School principal Doug Anderson checked with the school nurse for the

attendance rate between Oct. 22 and the first week in November and found nothing

out of the ordinary. However, being concerned about the safety of the students

and staff, Mr. Anderson requested Lessard hire an outside consultant to

evaluate the school's air quality.

The Town of Wilmington then contracted with ATC Associations of Woburn,

Environmental, Geoteccnical, and Materials Professionals. ATC conducted a test

at the school Nov. 21 and sampled 19 locations. 11 of the 19 locations tested

had a carbon dioxide level of over 800 ppm. The average carbon dioxide level

was 900ppm showing the results of inadequate ventilation.

ATC explained numerous ways to improve the school's ventilation system.

These included: trimming the shrubs close to vents; opening windows to allow air

into the building; and making sure all vents are unobstructed.

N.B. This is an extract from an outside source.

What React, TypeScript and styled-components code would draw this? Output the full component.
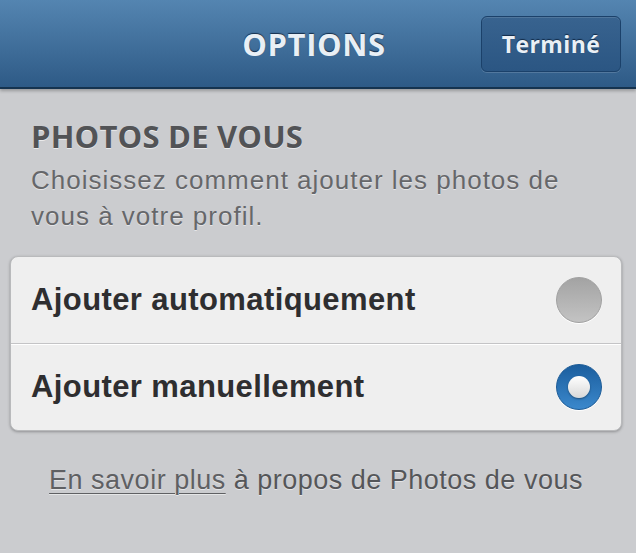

During late November, Anderson noticed a considerably large drop in

student attendance. The student absentee rate shifted from 5% to 20%. Anderson

spoke with the school Nurse Rita McCabe and requested that the Massachusettes

Department of Health(DPH) be contacted. The DPH and the Wilmington Board of

Health inspected the school on Jan. 30 and conducted air quality tests. The

results of the test are expected at the end of February.